Ceux qui approuveraient cette variante telle quelle mériteraient l'appréciation de René Char, qui, non pas en tant que poète, mais en tant que Résistant, s'exprimait ainsi : « Méfiez-vous de ceux qui se déclarent satisfaits, parce qu'ils pactisent ».

Heureusement, l'Union européenne, qui a commenté ce texte, considère qu'aucune de ces variantes n'est satisfaisante : s'appuyant sur l'article 151 du traité sur l'Union européenne, selon lequel elle tient compte des aspects culturels dans son action, l'Union considère ne pas pouvoir accepter que les autres traités internationaux prévalent sur la convention de l'UNESCO sur la diversité culturelle.

Malheureusement, cette position de l'Europe reste ambiguë, car elle spécifie que, à l'inverse, la convention de l'UNESCO ne devrait pas non plus prévaloir sur les droits et les obligations découlant d'autres accords internationaux. Il faut donc, toujours selon l'Europe, que la convention et les autres instruments internationaux se renforcent mutuellement et ne se nuisent pas.

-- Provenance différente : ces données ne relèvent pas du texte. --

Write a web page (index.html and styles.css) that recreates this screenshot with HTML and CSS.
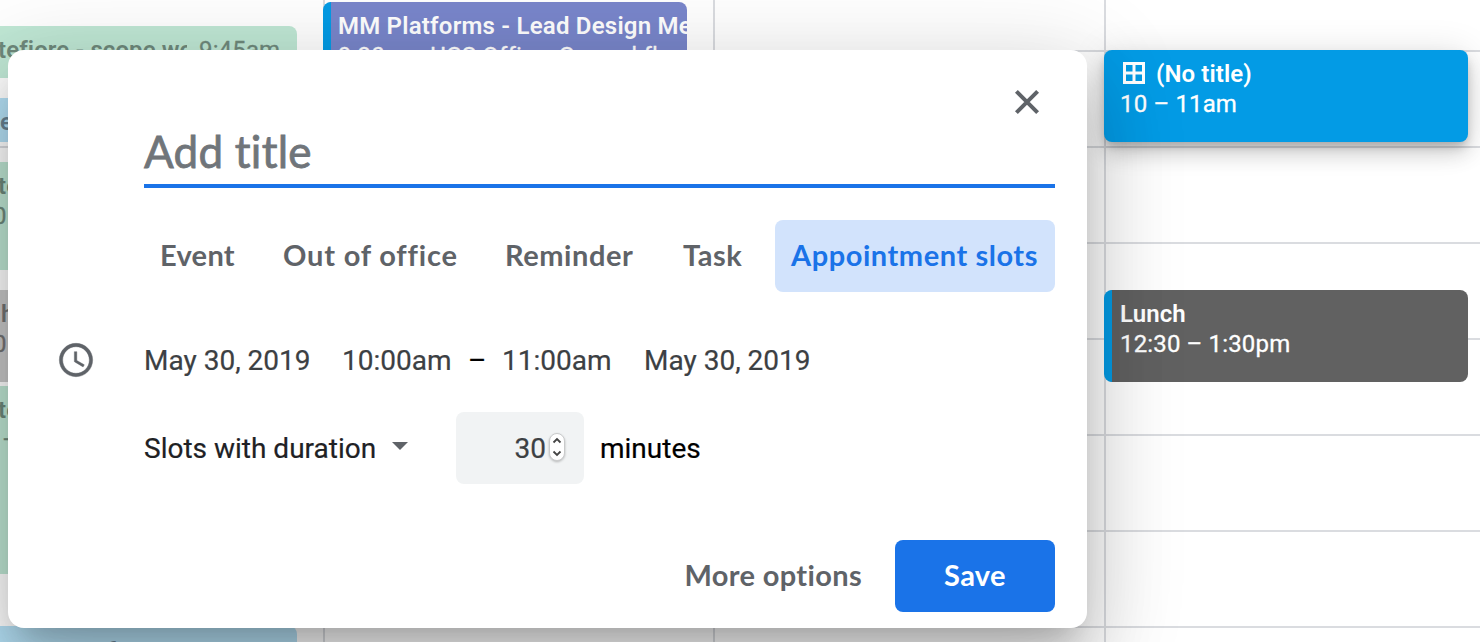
FILE: index.html
```
<!DOCTYPE html>
<html lang="en">
<head>
<meta charset="utf-8">
<title>Calendar</title>
<link rel="stylesheet" href="styles.css">
</head>
<body>
<main class="calendar">
  <section class="day day-first">
    <article class="event event-green event-scope"><b class="clip">tefiore - scope wo</b><span>9:45am</span></article>
    <article class="event event-blue event-e"><b>e</b></article>
    <article class="event event-green event-mid"><b>te</b><span>0</span></article>
    <article class="event event-grey"><b>h</b><span>0</span></article>
    <article class="event event-green event-long"><b>te</b><span class="dash">–</span></article>
    <article class="event event-blue event-last"><b>une can af</b></article>
  </section>
  <section class="day day-second">
    <article class="event striped event-platforms"><b>MM Platforms - Lead Design Meeting</b><span>9:30am, UCS Office, Ground floor</span></article>
  </section>
  <section class="day day-third"></section>
  <section class="day day-fourth">
    <article class="event event-slot">
      <b><svg class="grid-icon" viewBox="0 0 22 22"><path d="M1.5 1.5h19v19h-19zM11 1.5v19M1.5 11h19"/></svg>(No title)</b>
      <span>10 – 11am</span>
    </article>
    <article class="event striped event-lunch"><b>Lunch</b><span>12:30 – 1:30pm</span></article>
  </section>
</main>

<div class="dialog">
  <div class="dialog-top">
    <button class="close" aria-label="Close"><svg viewBox="0 0 28 28"><path d="M3.4 3.4l21.2 21.2M24.6 3.4L3.4 24.6"/></svg></button>
  </div>
  <div class="title"><span>Add title</span></div>
  <nav class="tabs">
    <span class="tab tab-event">Event</span>
    <span class="tab tab-office">Out of office</span>
    <span class="tab tab-reminder">Reminder</span>
    <span class="tab tab-task">Task</span>
    <span class="tab tab-slots">Appointment slots</span>
  </nav>
  <div class="when">
    <svg class="clock" viewBox="0 0 24 24"><path d="M11.99 2C6.47 2 2 6.48 2 12s4.47 10 9.99 10C17.52 22 22 17.52 22 12S17.52 2 11.99 2zM12 20c-4.42 0-8-3.58-8-8s3.58-8 8-8 8 3.58 8 8-3.58 8-8 8zm.5-13H11v6l5.25 3.15.75-1.23-4.5-2.67z"/></svg>
    <span class="date">May 30, 2019</span>
    <span class="start">10:00am</span>
    <span class="to">–</span>
    <span class="end">11:00am</span>
    <span class="date">May 30, 2019</span>
  </div>
  <div class="duration">
    <span class="mode">Slots with duration</span>
    <svg class="caret" viewBox="0 0 16 8"><path d="M0 0h16L8 8z"/></svg>
    <div class="amount"><span>30</span>
      <svg class="stepper" viewBox="0 0 16 28"><rect x=".5" y=".5" width="15" height="27" rx="7.5"/><path d="M4.5 9.5L8 6l3.5 3.5M4.5 18.5L8 22l3.5-3.5"/></svg>
    </div>
    <span class="unit">minutes</span>
  </div>
  <div class="actions">
    <span class="more">More options</span>
    <button class="save">Save</button>
  </div>
</div>
</body>
</html>
```
FILE: styles.css
```
* { box-sizing: border-box; }
body { margin: 0; width: 1480px; height: 642px; overflow: hidden; position: relative; background: #fff; font-family: Roboto, "Liberation Sans", sans-serif; }
button { border: 0; padding: 0; background: none; font: inherit; letter-spacing: inherit; }
svg { display: block; }

.calendar { display: flex; height: 642px; overflow: hidden; background: repeating-linear-gradient(#dadce0 0 2px, transparent 2px 96px) 0 50px / 100% 592px no-repeat; }
.day { flex: none; height: 642px; border-left: 2px solid #dadce0; }
.day-first { width: 323px; border-left: 0; }
.day-second { width: 390px; }
.day-third { width: 391px; }
.day-fourth { width: 376px; }

.event { overflow: hidden; white-space: nowrap; font-size: 24px; line-height: 30px; color: #fff; }
.event b { display: block; font-weight: 600; letter-spacing: .1px; }
.event span { display: block; letter-spacing: .15px; -webkit-text-stroke: .3px currentColor; }

.day-first .event { width: 297px; border-radius: 0 8px 8px 0; }
.event-green { background: #c0e8d5; color: #6f8a7c; }
.event-blue { background: #b5e1f6; color: #688291; }
.event-grey { background: #c9c9c9; color: #747474; height: 92px; margin-top: 20px; padding: 9px 0 0 1px; }
.event-grey span { margin-left: -8px; }
.day-first .event-scope { display: flex; gap: 12px; height: 52px; margin-top: 26px; padding-top: 9px; }
.clip { width: 187px; overflow: hidden; text-indent: -2px; }
.event-e { height: 44px; margin-top: 20px; padding-top: 9px; }
.event-mid { height: 108px; margin-top: 20px; padding-top: 9px; }
.event-mid b, .event-long b { margin-left: -2px; }
.event-mid span { margin-left: -7px; }
.event-long { height: 188px; margin-top: 4px; padding-top: 9px; }
.event-long .dash { margin-left: 2px; }
.event-last { height: 44px; margin-top: 52px; padding-top: 10px; }
.event-last b { padding-left: 3px; }

.striped { border-left: 8px solid #039be5; border-radius: 8px; }
.event-platforms { width: 364px; height: 92px; margin: 2px 0 0 -2px; padding: 9px 0 0 7px; background: #7986cb; }
.event-platforms b { letter-spacing: .22px; }
.event-slot { width: 364px; height: 92px; margin: 50px 0 0 -2px; padding: 9px 16px; border-radius: 8px; background: #039be5; box-shadow: 0 12px 20px rgba(0,0,0,.14), 0 2px 36px rgba(0,0,0,.12), 0 6px 10px -2px rgba(0,0,0,.2); }
.event-slot b { display: flex; align-items: center; gap: 11px; }
.grid-icon { width: 22px; height: 22px; margin: -2px 0 0 3px; fill: none; stroke: #fff; stroke-width: 3; }
.event-lunch { width: 364px; height: 92px; margin: 148px 0 0 -2px; padding: 9px 8px; background: #616161; }

.dialog { position: absolute; left: 8px; top: 50px; width: 1079px; height: 578px; padding: 0 32px 16px 136px; border-radius: 16px; background: #fff; box-shadow: 0 48px 76px 6px rgba(0,0,0,.14), 0 18px 92px 16px rgba(0,0,0,.12), 0 22px 30px -14px rgba(0,0,0,.2); display: flex; flex-direction: column; }
.dialog-top { display: flex; justify-content: flex-end; height: 74px; padding: 38px 14px 0 0; }
.close, .close svg { width: 28px; height: 28px; }
.close path { stroke: #5f6368; stroke-width: 4; fill: none; }
.title { height: 64px; border-bottom: 4px solid #1a73e8; font: 44px/54px Lato, sans-serif; font-variant-ligatures: none; letter-spacing: .25px; -webkit-text-stroke: .8px #70757a; color: #70757a; }
.tabs, .actions { font: bold 29px/70px Lato, sans-serif; font-variant-ligatures: none; letter-spacing: .55px; color: #5f6368; }
.tabs { display: flex; gap: 16px; height: 72px; margin-top: 32px; }
.tab { padding-left: 16px; border-radius: 8px; white-space: nowrap; }
.tab-event { width: 107px; letter-spacing: .3px; }
.tab-office { width: 206px; letter-spacing: .8px; }
.tab-reminder { width: 162px; }
.tab-task { width: 92px; }
.tab-slots { width: 280px; margin-left: auto; background: #d2e3fc; color: #1a73e8; }
.when { display: flex; align-items: center; height: 40px; margin: 48px 0 0 -88px; font-size: 28px; color: #3c4043; white-space: nowrap; -webkit-text-stroke: .2px currentColor; }
.clock { width: 40px; height: 40px; margin-right: 48px; fill: #5f6368; stroke: #5f6368; stroke-width: .25; }
.date { width: 198px; }
.start { width: 126px; }
.to { width: 34px; color: #000; }
.end { width: 142px; }
.duration { display: flex; align-items: center; height: 72px; margin-top: 32px; font-size: 28px; color: #202124; white-space: nowrap; -webkit-text-stroke: .2px currentColor; }
.mode { width: 248px; }
.caret { width: 16px; height: 8px; margin-top: -4px; fill: #5f6368; }
.amount { display: flex; align-items: center; justify-content: flex-end; gap: 3px; width: 128px; height: 72px; margin: 0 16px 0 48px; padding-right: 19px; border-radius: 8px; background: #f1f3f4; color: #3c4043; }
.stepper { width: 16px; height: 28px; margin-top: -2px; filter: drop-shadow(0 1px 1px rgba(0,0,0,.25)); }
.stepper rect { fill: #fff; stroke: #c9cacb; }
.stepper path { fill: none; stroke: #444; stroke-width: 1.8; }
.unit { color: #000; }
.actions { display: flex; justify-content: flex-end; gap: 33px; height: 72px; margin-top: auto; letter-spacing: .35px; }
.save { width: 160px; height: 72px; padding-bottom: 2px; border-radius: 8px; background: #1a73e8; color: #fff; }
```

En fait, l'Union européenne tergiverse, et je ne suis pas de ces optimistes à courte vue qui font valoir que cette indéfinition même est un succès !

Monsieur le ministre, quelles propositions faites-vous, qui ne permettront pas au commerce de « pirater » ou de « corsairiser » - je vous laisse le choix du terme ! - l'avancée réelle que constitue l'irruption de la culture dans le droit international ? C'est une tâche extraordinairement difficile, mais, pour la culture, il n'y a pas d'autre chemin que la réussite.

Mme la présidente. La parole est à M. le ministre.

M. Renaud Donnedieu de Vabres, ministre. Monsieur Ralite, à certains moments, je suis diplomate ; à d'autres, je suis guerrier. (Sourires.) Sur ce sujet, j'ai reçu du Président de la République et du Premier ministre la mission d'être un guerrier persuasif, et je le suis !

Il est en effet essentiel de mener ce combat politique. A travers la diversité culturelle que nous voulons promouvoir, nous souhaitons, d'une part, garantir le respect de la diversité politique, érigée en valeur suprême dans l'ensemble du monde, et, d'autre part, consacrer la légitimité des Etats et des cultures quand ils souhaitent assurer leur identité, leur survie et leur rayonnement.

Nous devons avoir une position claire vis-à-vis de nos concitoyens, qui s'interrogent parfois sur le rôle de l'UNESCO ou sur le contenu de l'OMC.

Dans les discussions préparatoires auxquelles nous avons participé, aussi bien sur la Constitution européenne que sur la convention de l'UNESCO, il s'agit, ni plus ni moins, de refonder la légitimité des politique nationales pour le soutien à la culture. C'est dire l'importance du sujet.

En effet, si nous n'y prenons garde, évidemment, les plus puissants d'hier deviendront hégémoniques et en viendront à détruire ce pluralisme culturel et politique auquel nous tenons.

D'une certaine manière, en raison de la gravité de la situation internationale et des violences idéologiques, culturelles, politiques et religieuses, ce sujet prend une dimension nouvelle. La France engrange des soutiens très importants sur cette question.

A la suite du déplacement du Président de la République en Chine, je suis resté sur place, à sa demande, pour participer à une réunion du réseau international pour la politique culturelle consacrée à la diversité des politiques culturelles.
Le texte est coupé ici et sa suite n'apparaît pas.